María Blanchard, nacida en Santander y formada en Madrid con pintores figurativos de tradición académica, se trasladó a París en 1909 y descubrió el color de la mano de sus nuevos maestros Hermenegildo Anglada Camarasa y Kees Van Dongen y otros pintores relevantes con quienes entabla amistad, como Diego Rivera. Mas fue gracias a Juan Gris, Jacques Lipchitz y particularmente a su mentora, la pintora María Vassiliev, que Blanchard entró en contacto con el cubismo, interesándose por el carácter experimental y cerebral de esta vanguardia.
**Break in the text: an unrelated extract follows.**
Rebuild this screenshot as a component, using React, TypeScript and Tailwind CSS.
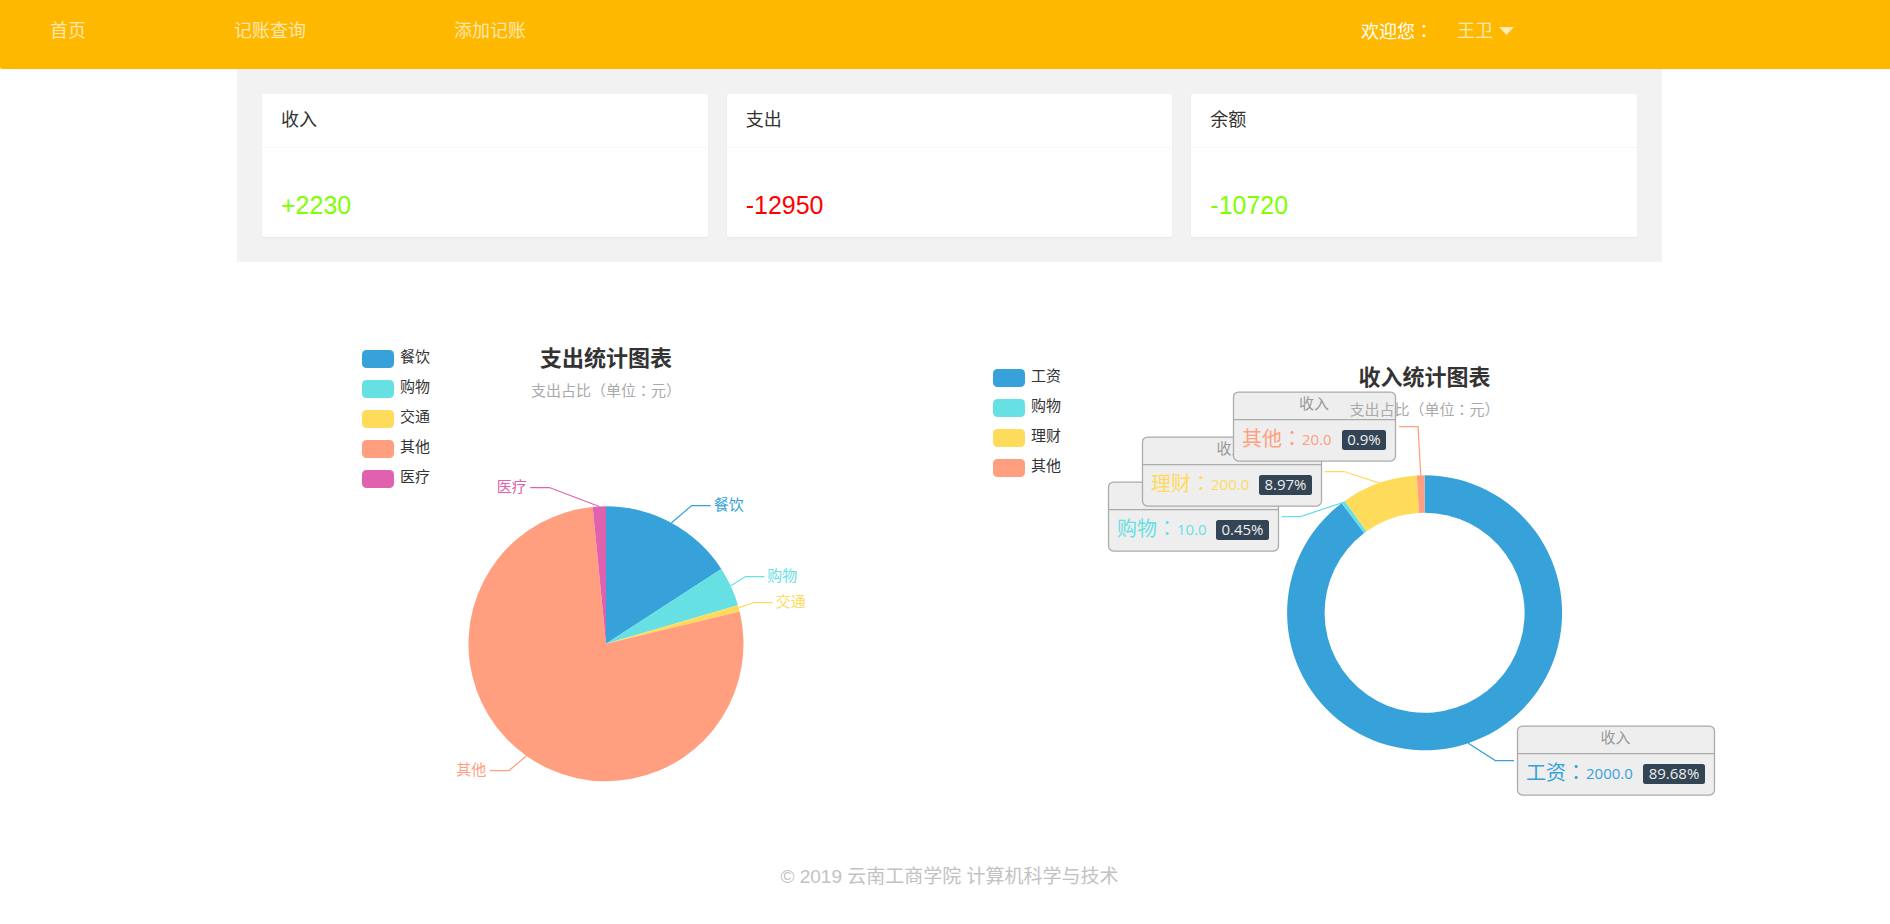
import React from "react";

type Point = [number, number];

interface Slice {
  name: string;
  value: number;
  color: string;
  line: Point[];
}

const CN = "font-['Liberation_Sans','Noto_Sans_CJK_SC',sans-serif]";
const CHART_FONT = "font-['Open_Sans','Noto_Sans_CJK_SC',sans-serif]";
const COLON_FONT = "font-['Noto_Sans_CJK_TC',sans-serif]";

const summary = [
  { title: "收入", amount: "+2230", color: "text-[#7fff00]" },
  { title: "支出", amount: "-12950", color: "text-[#ff0000]" },
  { title: "余额", amount: "-10720", color: "text-[#7fff00]" },
];

const expenses: Slice[] = [
  { name: "餐饮", value: 2050, color: "#37a2da", line: [[671.3, 522], [691.7, 504.5], [710.7, 504.5]] },
  { name: "购物", value: 600, color: "#67e0e3", line: [[730.7, 584.7], [745.7, 575.5], [764.3, 575.5]] },
  { name: "交通", value: 100, color: "#ffdb5c", line: [[739, 606.7], [754, 601.5], [772.7, 601.5]] },
  { name: "其他", value: 10000, color: "#ff9f7f", line: [[526.3, 755], [509, 769.5], [489.7, 769.5]] },
  { name: "医疗", value: 200, color: "#e062ae", line: [[599.3, 505.5], [549.3, 486.5], [530.3, 486.5]] },
];

const incomes: Slice[] = [
  { name: "工资", value: 2000, color: "#37a2da", line: [[1468.3, 742.3], [1495.3, 759.5], [1514, 759.5]] },
  { name: "购物", value: 10, color: "#67e0e3", line: [[1343.5, 501.3], [1300.6, 515.5], [1281.8, 515.5]] },
  { name: "理财", value: 200, color: "#ffdb5c", line: [[1380.2, 482.3], [1344.2, 470.5], [1324.3, 470.5]] },
  { name: "其他", value: 20, color: "#ff9f7f", line: [[1420.8, 474.7], [1418, 425.5], [1399, 425.5]] },
];

const callouts = [
  { x: 1517, y: 725, width: 197, badge: 62, percent: "89.68%" },
  { x: 1108, y: 481, width: 170, badge: 53, percent: "0.45%" },
  { x: 1142, y: 436, width: 179, badge: 53, percent: "8.97%" },
  { x: 1233, y: 391, width: 162, badge: 44, percent: "0.9%" },
];

function sectorPath(cx: number, cy: number, r: number, inner: number, from: number, to: number) {
  const at = (radius: number, angle: number) =>
    `${cx + radius * Math.sin(angle)} ${cy - radius * Math.cos(angle)}`;
  const large = to - from > Math.PI ? 1 : 0;
  if (inner === 0) {
    return `M${cx} ${cy}L${at(r, from)}A${r} ${r} 0 ${large} 1 ${at(r, to)}Z`;
  }
  return `M${at(r, from)}A${r} ${r} 0 ${large} 1 ${at(r, to)}L${at(inner, to)}A${inner} ${inner} 0 ${large} 0 ${at(inner, from)}Z`;
}

function Sectors({ data, cx, cy, inner = 0 }: { data: Slice[]; cx: number; cy: number; inner?: number }) {
  const total = data.reduce((sum, s) => sum + s.value, 0);
  let angle = 0;
  return (
    <g>
      {data.map((s) => {
        const from = angle;
        angle += (s.value / total) * Math.PI * 2;
        return <path key={s.name} d={sectorPath(cx, cy, 137.5, inner, from, angle)} fill={s.color} />;
      })}
      {data.map((s) => (
        <polyline
          key={s.name}
          points={s.line.map((p) => p.join(",")).join(" ")}
          fill="none"
          stroke={s.color}
          strokeWidth={1.25}
        />
      ))}
    </g>
  );
}

function Legend({ data, x, y }: { data: Slice[]; x: number; y: number }) {
  return (
    <g>
      {data.map((s, i) => (
        <g key={s.name}>
          <rect x={x} y={y + i * 30} width={32} height={18} rx={4.5} fill={s.color} />
          <text x={x + 38} y={y + 12 + i * 30} fill="#333333" className="text-[15px]">
            {s.name}
          </text>
        </g>
      ))}
    </g>
  );
}

function Heading({ x, y, title }: { x: number; y: number; title: string }) {
  return (
    <g textAnchor="middle">
      <text x={x} y={y} fill="#333333" className="text-[22px] font-bold">
        {title}
      </text>
      <text x={x} y={y + 30} fill="#aaaaaa" className="text-[15px]">
        支出占比（单位<tspan className={COLON_FONT}>：</tspan>元）
      </text>
    </g>
  );
}

function ExpenseChart() {
  return (
    <svg
      role="img"
      aria-label="支出统计图表"
      viewBox="237 330 738 480"
      className={`h-[480px] w-[738px] shrink-0 ${CHART_FONT}`}
    >
      <Legend data={expenses} x={362} y={349} />
      <Heading x={606} y={365} title="支出统计图表" />
      <Sectors data={expenses} cx={606} cy={642.8} />
      {expenses.map((s) => {
        const [ex, ey] = s.line[2];
        const right = ex > 606;
        return (
          <text
            key={s.name}
            x={right ? ex + 3 : ex - 3.5}
            y={ey + 4}
            textAnchor={right ? "start" : "end"}
            fill={s.color}
            className="text-[15px]"
          >
            {s.name}
          </text>
        );
      })}
    </svg>
  );
}

function IncomeChart() {
  return (
    <svg
      role="img"
      aria-label="收入统计图表"
      viewBox="975 330 900 480"
      className={`h-[480px] w-[900px] shrink-0 ${CHART_FONT}`}
    >
      <Legend data={incomes} x={993} y={368} />
      <Sectors data={incomes} cx={1424.6} cy={611.8} inner={100} />
      {callouts.map((c, i) => {
        const s = incomes[i];
        const badgeX = c.x + c.width - 9 - c.badge;
        return (
          <g key={s.name}>
            <rect x={c.x + 0.5} y={c.y} width={c.width} height={69} rx={5} fill="#eeeeee" stroke="#aaaaaa" strokeWidth={1.25} />
            <path d={`M${c.x} ${c.y + 27.5}h${c.width}`} stroke="#aaaaaa" strokeWidth={1.25} />
            <text x={c.x + c.width / 2} y={c.y + 17} textAnchor="middle" fill="#999999" className="text-[15px]">
              收入
            </text>
            <text x={c.x + 9} y={c.y + 54} fill={s.color} className="text-[20px]">
              {s.name}
              <tspan className={COLON_FONT}>：</tspan>
            </text>
            <text x={c.x + 69} y={c.y + 53} fill={s.color} className="text-[15px]">
              {s.value.toFixed(1)}
            </text>
            <rect x={badgeX} y={c.y + 38} width={c.badge} height={20} rx={2.5} fill="#334455" />
            <text x={badgeX + c.badge / 2} y={c.y + 53} textAnchor="middle" fill="#eeeeee" className="text-[15px] font-medium">
              {c.percent}
            </text>
          </g>
        );
      })}
      <Heading x={1424.6} y={384} title="收入统计图表" />
    </svg>
  );
}

export default function App() {
  return (
    <div className={`min-h-screen bg-white text-[#333333] ${CN}`}>
      <header className="flex h-[69px] items-start justify-between rounded-bl-[2px] bg-[#ffb800] pl-[50px] pr-[376px] text-[18px] leading-[60px]">
        <nav className="flex gap-[148px] leading-[62px] text-white/70">
          <a href="#home">首页</a>
          <a href="#query">记账查询</a>
          <a href="#add">添加记账</a>
        </nav>
        <div className="flex items-center gap-6">
          <span className="text-white">
            欢迎您<span className={COLON_FONT}>：</span>
          </span>
          <button type="button" className="flex items-center gap-[6px] text-white/70">
            王卫
            <svg viewBox="0 0 15 8" className="h-2 w-[15px]" fill="currentColor" aria-hidden="true">
              <path d="M0 0h15L7.5 8z" />
            </svg>
          </button>
        </div>
      </header>

      <main>
        <div className="pl-[9px]">
          <section className="mx-auto grid max-w-[1425px] grid-cols-3 gap-[19px] bg-[#f2f2f2] p-[25px]">
            {summary.map((item) => (
              <article key={item.title} className="h-[143px] rounded-[2px] bg-white shadow-[0_1px_2px_0_rgba(0,0,0,0.05)]">
                <h2 className="h-[54px] border-b border-[#f6f6f6] px-[19px] text-[18px] leading-[52px]">
                  {item.title}
                </h2>
                <p className={`px-[19px] pt-[42px] text-[25px] leading-[30px] ${item.color}`}>{item.amount}</p>
              </article>
            ))}
          </section>
        </div>
        <section className="flex pl-[237px] pt-[69px]">
          <ExpenseChart />
          <IncomeChart />
        </section>
      </main>

      <footer className="pb-7 pl-[9px] pt-[51px] text-center text-[19px] leading-[30px] text-[#c2c2c2]">
        © 2019 云南工商学院 计算机科学与技术
      </footer>
    </div>
  );
}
Según el filósofo francés Henri Bergson, las capacidades creativas de la mujer se circunscribían a la reproducción biológica; una mujer no podía abstraerse, lo que la hacía poco apta para las artes. En tal contexto ideológico, el cubismo, un movimiento de marcado sesgo teórico, se consideraba eminentemente masculino, apartado de la expresividad, el color, la emoción, la delicadeza y otras cualidades habitualmente asociadas a la feminidad. Por ello tal vez, Blanchard tuvo que hacer grandes esfuerzos para no solamente ser admitida, sino respetada y valorada por su círculo. Ciertamente, participar de un movimiento de vanguardia en este período de colectivización de la práctica artística era un buen recurso para aquellas mujeres que desearan acceder a un ámbito de intercambio, estímulo, producción, exhibición y reconocimiento sin que su condición individual femenina las preasignase al fracaso. No obstante, y pese al prestigio que alcanzó su obra, expuesta incluso en la célebre muestra del Salón d’Antin de 1916 en la que Picasso enseñó por primera vez Las señoritas de Aviñón, Blanchard cayó en el olvido hasta su recuperación en el año 2012 gracias a dos grandes exposiciones. A Blanchard no le gustaba particularmente dejarse ver en sociedad y no tenía dotes para los negocios. Todo ello, sumado a que su familia decidió retirar su obra del mercado tras su muerte, condenó a Blanchard a un olvido temporal, y a una lectura de su obra excesivamente paternalista que conviene revisar en el siglo XXI.